---- DATA

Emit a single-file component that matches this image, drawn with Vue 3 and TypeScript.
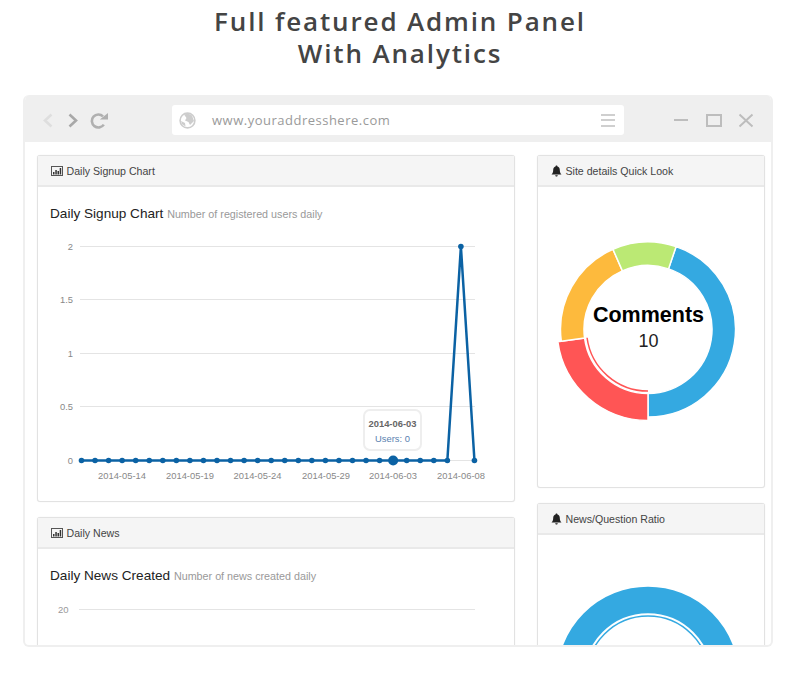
<template>
  <div class="page">
    <h1 class="title">Full featured Admin Panel<br />With Analytics</h1>

    <div class="browser">
      <div class="toolbar">
        <div class="nav">
          <svg width="14" height="18" viewBox="0 0 14 18"><path d="M11.500 3.500 L5 9.500 L11.500 15.500" fill="none" stroke="#dedede" stroke-width="2.600" /></svg>
          <svg width="14" height="18" viewBox="0 0 14 18"><path d="M3.500 3.500 L10 9.500 L3.500 15.500" fill="none" stroke="#a8a8a8" stroke-width="2.600" /></svg>
          <svg class="reload" width="20" height="18" viewBox="0 0 20 18">
            <path d="M14.800 13.600 A6.500 6.500 0 1 1 14 5.400" fill="none" stroke="#b0b0b0" stroke-width="2.600" />
            <path d="M10.800 8.600 L19 8.600 L19 2 Z" fill="#b0b0b0" />
          </svg>
        </div>
        <div class="address">
          <svg class="globe" width="17" height="17" viewBox="0 0 17 17">
            <circle cx="8.500" cy="8.500" r="7.400" fill="#fff" stroke="#cdcdcd" stroke-width="1.600" />
            <path d="M5 2.500 L9 1.500 L13 3.500 L15 9 L11 13 L9.500 10 L6 8.500 L7.500 6 Z" fill="#cdcdcd" />
            <path d="M2 9 L6 11 L6.500 14.500 L3 12 Z" fill="#cdcdcd" />
          </svg>
          <span class="url">www.youraddresshere.com</span>
          <div class="burger"><i></i><i></i><i></i></div>
        </div>
        <div class="window-btns">
          <svg width="16" height="16" viewBox="0 0 16 16"><path d="M0 8 H14" stroke="#bdbdbd" stroke-width="2" /></svg>
          <svg width="16" height="16" viewBox="0 0 16 16"><rect x="1" y="3" width="14" height="11" fill="none" stroke="#bdbdbd" stroke-width="2" /></svg>
          <svg width="16" height="16" viewBox="0 0 16 16"><path d="M1.500 2.500 L14.500 14.500 M14.500 2.500 L1.500 14.500" stroke="#bdbdbd" stroke-width="2" /></svg>
        </div>
      </div>

      <div class="content">
        <div class="col-left">
          <section class="panel panel-signup">
            <header class="panel-head">
              <svg class="ico" width="12" height="10" viewBox="0 0 12 10">
                <rect x="0.500" y="0.500" width="11" height="9" fill="none" stroke="#555" />
                <path d="M2 6h1.500v2.500h-1.500zM4.300 4h1.500v4.500h-1.500zM6.500 5h1.500v3.500h-1.500zM8.700 2h1.500v6.500h-1.500z" fill="#333" />
              </svg>
              Daily Signup Chart
            </header>
            <div class="panel-body">
              <div class="chart-title">Daily Signup Chart <small>Number of registered users daily</small></div>
              <svg class="chart" width="476" height="270" viewBox="0 0 476 270">
                <g v-for="g in gridLines" :key="g.label">
                  <line x1="42" x2="437" :y1="g.y" :y2="g.y" stroke="#e4e4e4" stroke-width="1.200" />
                  <text x="35" :y="g.y + 3.500" text-anchor="end" class="axis">{{ g.label }}</text>
                </g>
                <text v-for="d in dateLabels" :key="d.label" :x="d.x" y="259" text-anchor="middle" class="axis">{{ d.label }}</text>
                <polyline :points="linePoints" fill="none" stroke="#0b62a4" stroke-width="2.500" />
                <circle v-for="(p, i) in points" :key="i" :cx="p.x" :cy="p.y" :r="i === hoverIndex ? 5 : 2.800" fill="#0b62a4" />
              </svg>
              <div class="hover-tip">
                <b>2014-06-03</b>
                <span>Users: 0</span>
              </div>
            </div>
          </section>

          <section class="panel panel-news">
            <header class="panel-head">
              <svg class="ico" width="12" height="10" viewBox="0 0 12 10">
                <rect x="0.500" y="0.500" width="11" height="9" fill="none" stroke="#555" />
                <path d="M2 6h1.500v2.500h-1.500zM4.300 4h1.500v4.500h-1.500zM6.500 5h1.500v3.500h-1.500zM8.700 2h1.500v6.500h-1.500z" fill="#333" />
              </svg>
              Daily News
            </header>
            <div class="panel-body">
              <div class="chart-title">Daily News Created <small>Number of news created daily</small></div>
              <div class="news-grid">
                <span>20</span>
                <i></i>
              </div>
            </div>
          </section>
        </div>

        <div class="col-right">
          <section class="panel panel-donut">
            <header class="panel-head">
              <svg class="ico" width="11" height="12" viewBox="0 0 11 12">
                <path d="M5.500 0.500C6.200 0.500 6.500 1 6.500 1.500C8 2 8.800 3.200 8.800 5C8.800 7.500 9.500 8.500 10.500 9.500H0.500C1.500 8.500 2.200 7.500 2.200 5C2.200 3.200 3 2 4.500 1.500C4.500 1 4.800 0.500 5.500 0.500Z M4.200 10.200H6.800C6.700 11 6.200 11.500 5.500 11.500C4.800 11.500 4.300 11 4.200 10.200Z" fill="#222" />
              </svg>
              Site details Quick Look
            </header>
            <div class="donut-body">
              <svg width="226" height="270" viewBox="0 0 226 270">
                <path v-for="s in segments" :key="s.color" :d="s.d" :fill="s.color" stroke="#fff" stroke-width="1.500" />
                <path :d="redInner" fill="none" stroke="#ff5555" stroke-width="1.500" />
                <text x="110.500" y="135" text-anchor="middle" class="donut-label">Comments</text>
                <text x="110.500" y="160" text-anchor="middle" class="donut-value">10</text>
              </svg>
            </div>
          </section>

          <section class="panel panel-ratio">
            <header class="panel-head">
              <svg class="ico" width="11" height="12" viewBox="0 0 11 12">
                <path d="M5.500 0.500C6.200 0.500 6.500 1 6.500 1.500C8 2 8.800 3.200 8.800 5C8.800 7.500 9.500 8.500 10.500 9.500H0.500C1.500 8.500 2.200 7.500 2.200 5C2.200 3.200 3 2 4.500 1.500C4.500 1 4.800 0.500 5.500 0.500Z M4.200 10.200H6.800C6.700 11 6.200 11.500 5.500 11.500C4.800 11.500 4.300 11 4.200 10.200Z" fill="#222" />
              </svg>
              News/Question Ratio
            </header>
            <div class="ratio-body">
              <svg width="226" height="130" viewBox="0 0 226 130">
                <circle cx="110" cy="142.500" r="77.500" fill="none" stroke="#34a9e1" stroke-width="26.500" />
                <circle cx="110" cy="142.500" r="61.500" fill="none" stroke="#34a9e1" stroke-width="1.500" />
              </svg>
            </div>
          </section>
        </div>
      </div>
    </div>
  </div>
</template>

<script setup lang="ts">
const gridLines = [
  { label: '2', y: 26.5 },
  { label: '1.5', y: 79.5 },
  { label: '1', y: 133.5 },
  { label: '0.5', y: 186.5 },
  { label: '0', y: 240.5 }
]

// 30 daily points, only the second to last day has signups
const points = Array.from({ length: 30 }, (_, i) => ({
  x: 43.5 + i * 13.55,
  y: i === 28 ? 26.5 : 240.5
}))
const hoverIndex = 23
const linePoints = points.map((p) => `${p.x},${p.y}`).join(' ')

const dateLabels = [
  { label: '2014-05-14', x: 84 },
  { label: '2014-05-19', x: 152 },
  { label: '2014-05-24', x: 219.5 },
  { label: '2014-05-29', x: 288 },
  { label: '2014-06-03', x: 355 },
  { label: '2014-06-08', x: 423 }
]

const polar = (cx: number, cy: number, r: number, deg: number) => {
  const a = ((deg - 90) * Math.PI) / 180
  return `${(cx + r * Math.cos(a)).toFixed(2)} ${(cy + r * Math.sin(a)).toFixed(2)}`
}

const arc = (cx: number, cy: number, r0: number, r1: number, from: number, to: number) => {
  const large = to - from > 180 ? 1 : 0
  return `M${polar(cx, cy, r1, from)} A${r1} ${r1} 0 ${large} 1 ${polar(cx, cy, r1, to)} L${polar(cx, cy, r0, to)} A${r0} ${r0} 0 ${large} 0 ${polar(cx, cy, r0, from)} Z`
}

const cx = 110
const cy = 142.5
const segments = [
  { color: '#34a9e1', d: arc(cx, cy, 64, 87.5, 18.7, 180) },
  { color: '#ff5555', d: arc(cx, cy, 64, 91, 180, 262.3) },
  { color: '#fdba3d', d: arc(cx, cy, 64, 87.5, 262.3, 336.4) },
  { color: '#bbe974', d: arc(cx, cy, 64, 87.5, 336.4, 378.7) }
]

const redInner = `M${polar(cx, cy, 61.5, 180)} A61.5 61.5 0 0 1 ${polar(cx, cy, 61.5, 262.3)}`
</script>

<style>
body {
  margin: 0;
  background: #fff;
}
</style>

<style scoped>
.page {
  width: 800px;
  height: 700px;
  overflow: hidden;
  background: #fff;
  font-family: "Liberation Sans", Arial, sans-serif;
}

.title {
  margin: 0;
  padding-top: 5px;
  height: 95px;
  box-sizing: border-box;
  text-align: center;
  font-family: "Open Sans", sans-serif;
  font-size: 26px;
  font-weight: 600;
  line-height: 32px;
  letter-spacing: 1.85px;
  color: #444;
}

.browser {
  margin-left: 23px;
  width: 750px;
  height: 552px;
  box-sizing: border-box;
  border: 2px solid #efefef;
  border-top: 0;
  border-radius: 6px;
  overflow: hidden;
}

.toolbar {
  height: 47px;
  margin: 0 -2px;
  background: #efefef;
  display: flex;
  align-items: center;
  padding-left: 17px;
}

.nav {
  width: 132px;
  margin-top: 3px;
  display: flex;
  align-items: center;
  gap: 12px;
}

.reload {
  margin-left: -3px;
}

.address {
  width: 452px;
  height: 30px;
  margin-top: 3px;
  background: #fff;
  border-radius: 3px;
  display: flex;
  align-items: center;
  padding: 0 9px 0 7px;
  box-sizing: border-box;
}

.url {
  margin-left: 16px;
  flex: 1;
  font-family: "Open Sans", sans-serif;
  font-size: 13px;
  letter-spacing: 0.5px;
  color: #9a9a9a;
}

.burger {
  display: flex;
  flex-direction: column;
  gap: 3.5px;
}

.burger i {
  display: block;
  width: 14px;
  height: 2px;
  background: #cfcfcf;
}

.window-btns {
  margin-left: 50px;
  margin-top: 3px;
  display: flex;
  gap: 16px;
}

.content {
  display: flex;
  gap: 22px;
  padding: 13px 0 0 12px;
}

.col-left {
  width: 478px;
  flex: none;
  display: flex;
  flex-direction: column;
  gap: 15px;
}

.col-right {
  width: 228px;
  flex: none;
  display: flex;
  flex-direction: column;
  gap: 15px;
}

.panel {
  border: 1px solid #e2e2e2;
  border-radius: 3px;
  box-sizing: border-box;
  background: #fff;
  box-shadow: 0 0 1px rgba(0, 0, 0, 0.12);
  flex: none;
}

.panel-signup { height: 347px; }
.panel-news { height: 200px; }
.panel-donut { height: 333px; }
.panel-ratio { height: 200px; }

.panel-head {
  height: 31px;
  box-sizing: border-box;
  padding-left: 13px;
  display: flex;
  align-items: center;
  gap: 3.5px;
  background: #f5f5f5;
  border-bottom: 2px solid #e9e9e9;
  font-size: 10.6px;
  color: #444;
}

.panel-body {
  position: relative;
  padding: 19px 0 0 12px;
}

.chart-title {
  font-size: 13.6px;
  line-height: 16px;
  color: #222;
}

.chart-title small {
  font-size: 10.75px;
  color: #999;
}

.chart {
  display: block;
  margin-left: -12px;
  margin-top: -2px;
}

.axis {
  font-family: "Liberation Sans", Arial, sans-serif;
  font-size: 9.4px;
  fill: #888;
}

.hover-tip {
  position: absolute;
  left: 325px;
  top: 222px;
  width: 59px;
  height: 42px;
  box-sizing: border-box;
  padding-top: 2px;
  border: 2px solid #eee;
  border-radius: 7px;
  background: rgba(255, 255, 255, 0.85);
  display: flex;
  flex-direction: column;
  align-items: center;
  justify-content: center;
  gap: 5px;
  font-size: 9.4px;
  line-height: 10px;
}

.hover-tip b {
  color: #666;
}

.hover-tip span {
  color: #5a7fb0;
}

.news-grid {
  margin-top: 20px;
  display: flex;
  align-items: center;
  gap: 10px;
  font-size: 9.5px;
  color: #999;
}

.news-grid i {
  display: block;
  width: 396px;
  height: 1px;
  background: #e4e4e4;
}

.news-grid span {
  margin-left: 8px;
}

.donut-body svg,
.ratio-body svg {
  display: block;
}

.donut-label {
  font-family: "Liberation Sans", Arial, sans-serif;
  font-size: 21.5px;
  font-weight: bold;
  fill: #000;
}

.donut-value {
  font-family: "Liberation Sans", Arial, sans-serif;
  font-size: 18px;
  fill: #222;
}
</style>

--------

AIM:
Omitting all pictures, restate exactly the lines of the material from its start through the line that contains "Panel<br />With Analytics</h1>".

CORRECT ANSWER:
Emit a single-file component that matches this image, drawn with Vue 3 and TypeScript.
<template>
  <div class="page">
    <h1 class="title">Full featured Admin Panel<br />With Analytics</h1>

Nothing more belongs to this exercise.